Walk around an autonomous car-filled town with Oculus Rift and 360-degree treadmill
A 360-degree treadmill designed for the military is being used with a virtual reality headset to help demonstrate what UK towns and cities will look like when autonomous pods buzz along the pavements – and how they will avoid crashing into you.
Modified to help show commuters, town planners and property owners what UK town centres of the future will look like, the system is being used to simulate how Milton Keynes' network of autonomous pods will work.
This is the first time such technology has been used for non-military applications. Instead of a war-torn village with enemy soldiers lurking around every corner, the Omnideck by Swedish company Omnifinity is loaded with a virtual Milton Keynes – specifically a large pedestrianised area stretching from the train station to a business park.
Donning an Oculus Rift VR headset, IBTimes UK tried out the Omnideck and discovered the town laid out ahead of us. The system uses 15 cameras on the ceiling to detect your movement and start each corresponding segment of rollers, which turn against your feet to stop you walking off the edge. They quickly adjust to your speed and start as soon as you step over onto a new segment. While walking, the VR world moves towards you at a similar speed, giving a fairly accurate impression that you are making progress through it.
You can inspect a bus timetable outside the station, but the real point of this system is the Lutz Pathfinder. An autonomous pod capable of carrying two people along pavements at up to 15 miles per hour, the Pathfinder will begin public testing this summer, before being made available to the public in this same area of Milton Keynes in 2017. Because they will drive in pedestrian areas and not on the roads, they use lasers, radar and sophisticated cameras to avoid contact with pedestrians and street furniture.

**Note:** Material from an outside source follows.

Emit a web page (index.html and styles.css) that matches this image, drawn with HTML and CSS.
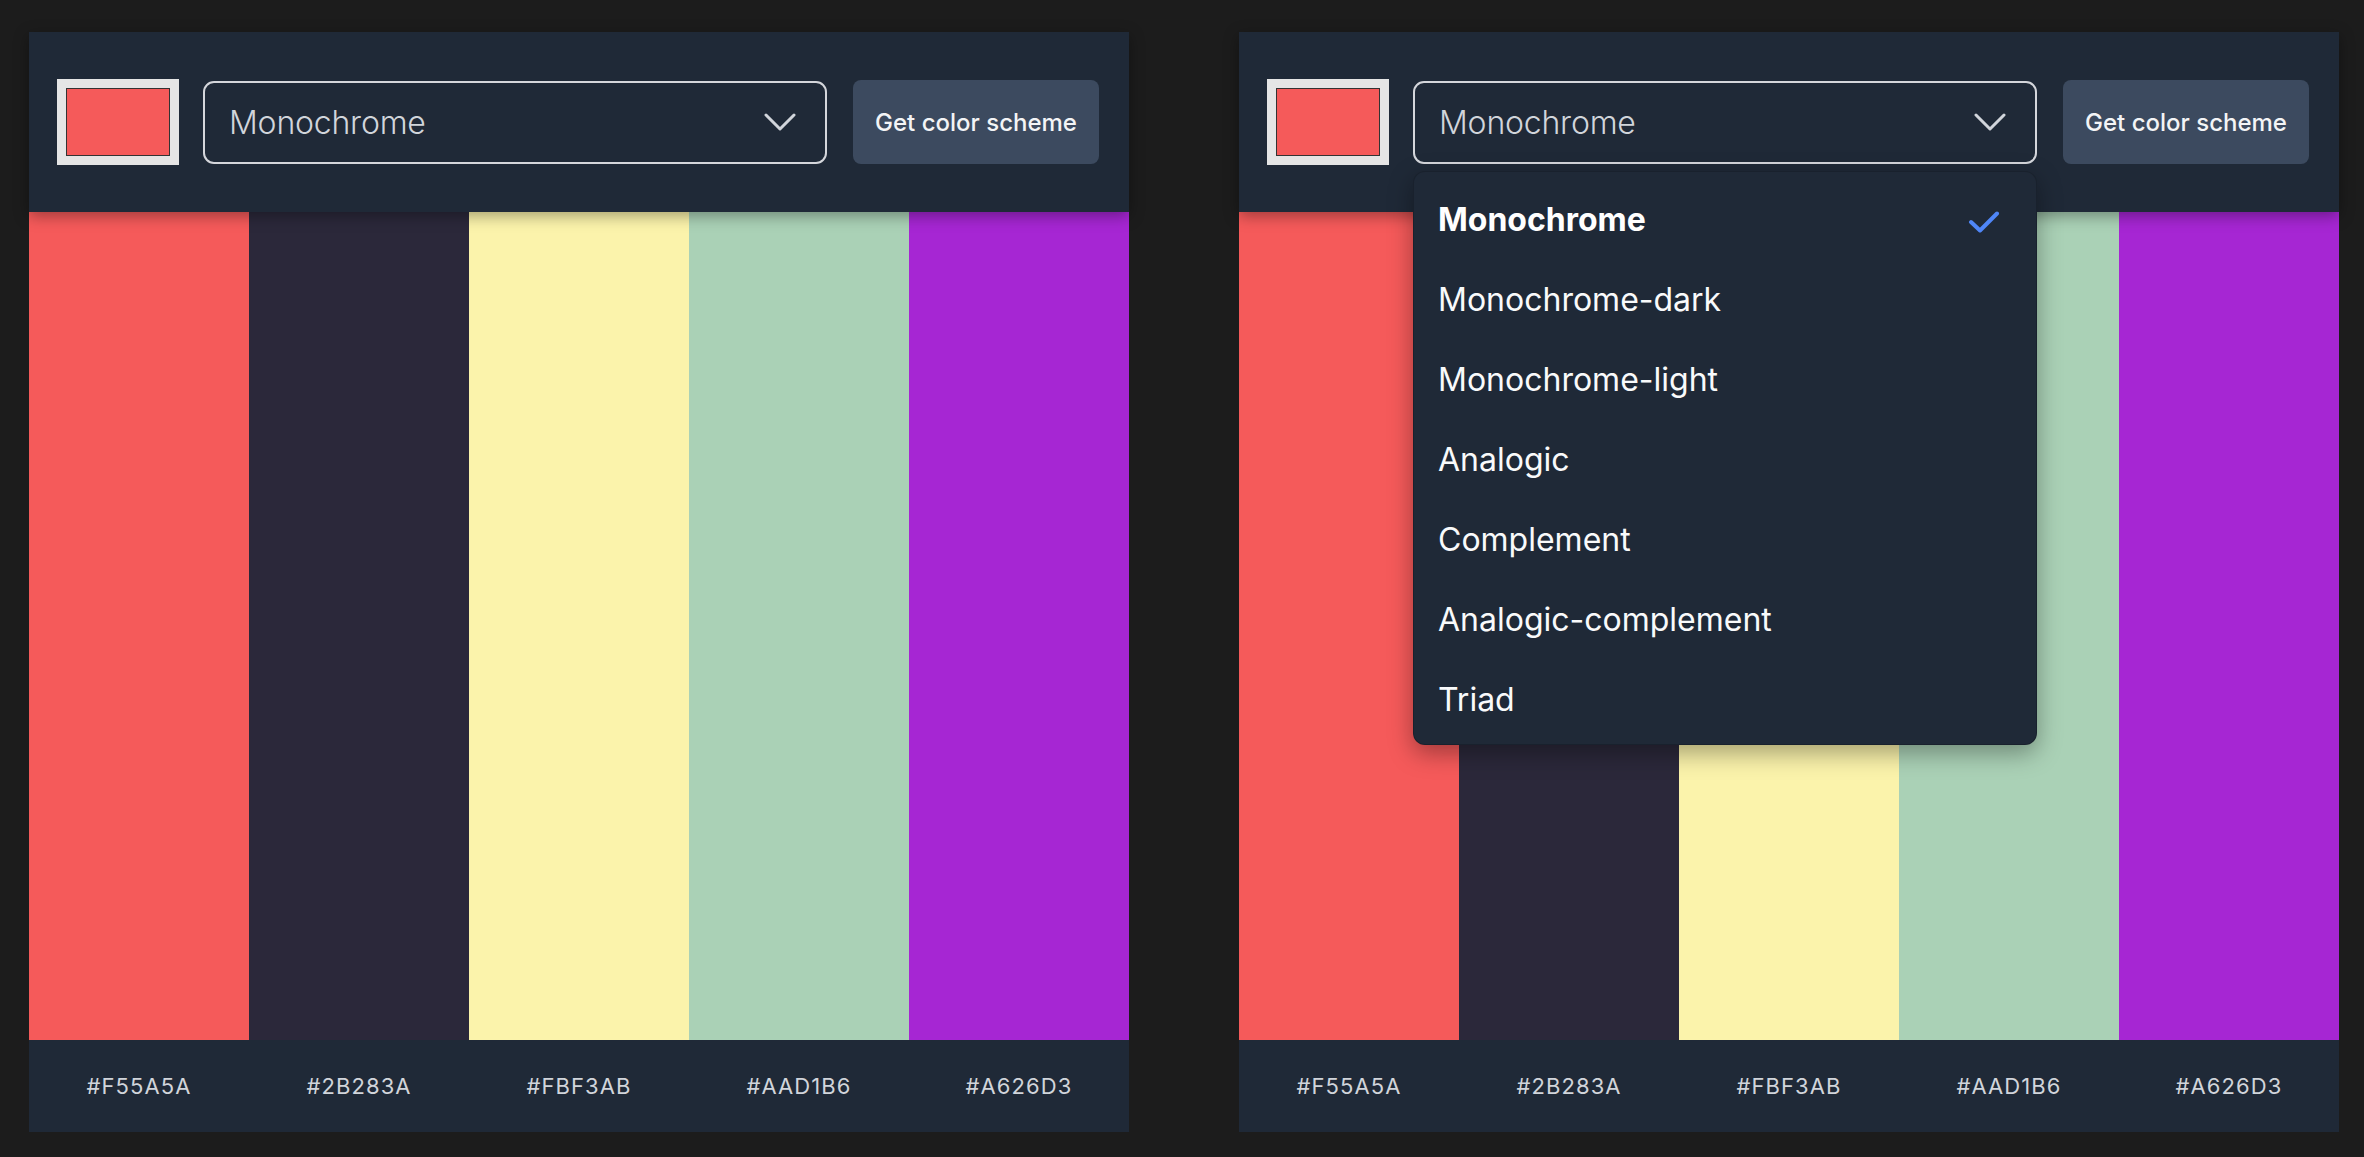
FILE: index.html
```html
<!DOCTYPE html>
<html lang="en">
<head>
<meta charset="utf-8">
<title>Color Scheme Generator</title>
<link rel="stylesheet" href="styles.css">
</head>
<body>
<main class="page">
  <section class="panel">
    <header class="controls">
      <div class="color-input"><div class="color-input__swatch"></div></div>
      <div class="select">
        <span class="select__value">Monochrome</span>
        <svg class="select__chevron" viewBox="0 0 32 18" width="32" height="18"><polyline points="2,2 16,16 30,2" fill="none" stroke="currentColor" stroke-width="3" stroke-linecap="round" stroke-linejoin="round"/></svg>
      </div>
      <button class="btn">Get color scheme</button>
    </header>
    <div class="swatches">
      <div class="swatch" style="background:#F55A5A"></div>
      <div class="swatch" style="background:#2B283A"></div>
      <div class="swatch" style="background:#FBF3AB"></div>
      <div class="swatch" style="background:#AAD1B6"></div>
      <div class="swatch" style="background:#A626D3"></div>
    </div>
    <footer class="codes">
      <span class="code">#F55A5A</span>
      <span class="code">#2B283A</span>
      <span class="code">#FBF3AB</span>
      <span class="code">#AAD1B6</span>
      <span class="code">#A626D3</span>
    </footer>
  </section>

  <section class="panel">
    <header class="controls">
      <div class="color-input"><div class="color-input__swatch"></div></div>
      <div class="select">
        <span class="select__value">Monochrome</span>
        <svg class="select__chevron" viewBox="0 0 32 18" width="32" height="18"><polyline points="2,2 16,16 30,2" fill="none" stroke="currentColor" stroke-width="3" stroke-linecap="round" stroke-linejoin="round"/></svg>
        <ul class="menu">
          <li class="menu__item menu__item--selected">Monochrome
            <svg class="menu__check" viewBox="0 0 32 23" width="32" height="23"><polyline points="3,12 12,20.5 29,3.5" fill="none" stroke="currentColor" stroke-width="4" stroke-linecap="round" stroke-linejoin="round"/></svg>
          </li>
          <li class="menu__item">Monochrome-dark</li>
          <li class="menu__item">Monochrome-light</li>
          <li class="menu__item">Analogic</li>
          <li class="menu__item">Complement</li>
          <li class="menu__item">Analogic-complement</li>
          <li class="menu__item">Triad</li>
        </ul>
      </div>
      <button class="btn">Get color scheme</button>
    </header>
    <div class="swatches">
      <div class="swatch" style="background:#F55A5A"></div>
      <div class="swatch" style="background:#2B283A"></div>
      <div class="swatch" style="background:#FBF3AB"></div>
      <div class="swatch" style="background:#AAD1B6"></div>
      <div class="swatch" style="background:#A626D3"></div>
    </div>
    <footer class="codes">
      <span class="code">#F55A5A</span>
      <span class="code">#2B283A</span>
      <span class="code">#FBF3AB</span>
      <span class="code">#AAD1B6</span>
      <span class="code">#A626D3</span>
    </footer>
  </section>
</main>
</body>
</html>
```
FILE: styles.css
```css
* { box-sizing: border-box; }

html, body {
  margin: 0;
  padding: 0;
  background: #1c1c1c;
  font-family: "Inter", "Noto Sans", "Liberation Sans", sans-serif;
}

.page {
  display: flex;
  gap: 110px;
  padding: 32px 0 0 29px;
}

.panel {
  width: 1100px;
  height: 1100px;
  display: flex;
  flex-direction: column;
  background: #1f2937;
}

.controls {
  position: relative;
  z-index: 2;
  height: 180px;
  flex: none;
  display: flex;
  align-items: center;
  padding: 0 30px 0 28px;
  background: #1f2937;
  box-shadow: 0 4px 14px rgba(0, 0, 0, 0.35);
}

.color-input {
  width: 122px;
  height: 86px;
  flex: none;
  padding: 9px;
  background: #e5e5e5;
  margin-right: 24px;
}

.color-input__swatch {
  width: 100%;
  height: 100%;
  background: #f55a5a;
  border: 1px solid #333;
}

.select {
  position: relative;
  flex: 1;
  height: 83px;
  margin-right: 26px;
  display: flex;
  align-items: center;
  justify-content: space-between;
  padding: 0 29px 0 24px;
  border: 2px solid #d4d6db;
  border-radius: 11px;
  color: #d1d5db;
}

.select__value {
  font-size: 32px;
  font-weight: 300;
  letter-spacing: -0.2px;
}

.select__chevron {
  display: block;
  color: #d1d5db;
}

.btn {
  width: 246px;
  height: 84px;
  flex: none;
  border: none;
  border-radius: 8px;
  background: #3c4a5f;
  color: #f3f4f6;
  font-family: "Inter", "Noto Sans", sans-serif;
  font-size: 24px;
  font-weight: 500;
  padding: 0;
}

.menu {
  position: absolute;
  top: calc(100% + 9px);
  left: -2px;
  right: -2px;
  margin: 0;
  padding: 8px 0 4px;
  list-style: none;
  background: #1f2937;
  border: 1px solid rgba(0, 0, 0, 0.18);
  border-radius: 12px;
  box-shadow: 0 8px 24px rgba(0, 0, 0, 0.35);
  z-index: 5;
}

.menu__item {
  height: 80px;
  display: flex;
  align-items: center;
  justify-content: space-between;
  padding: 0 36px 0 24px;
  font-size: 32px;
  font-weight: 400;
  color: #f9fafb;
}

.menu__item--selected {
  font-weight: 700;
  color: #ffffff;
}

.menu__check {
  display: block;
  color: #4f86f7;
  margin-top: 4px;
}

.swatches {
  flex: 1;
  display: flex;
}

.swatch {
  flex: 1;
}

.codes {
  height: 92px;
  flex: none;
  display: flex;
  align-items: center;
  background: #1f2937;
}

.code {
  flex: 1;
  text-align: center;
  font-size: 22px;
  font-weight: 400;
  letter-spacing: 1.1px;
  color: #d1d5db;
}
```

The VR simulation contains several Pathfinders, which stop when you walk out in front of them. It is hoped the system will convince the public that such vehicles are safe enough to share the pavements with. Demonstrating the technology to IBTimes UK at the Imagine Festival in Milton Keynes, Omnifinity says the treadmill could also be used to simulate how the government's controversial High Speed 2 railway will look and sound, and how its presence between Birmingham and London will impact the lives of those living nearby.
The system could also simulate how a third runway at Heathrow would cause changes to those living under the flightpath.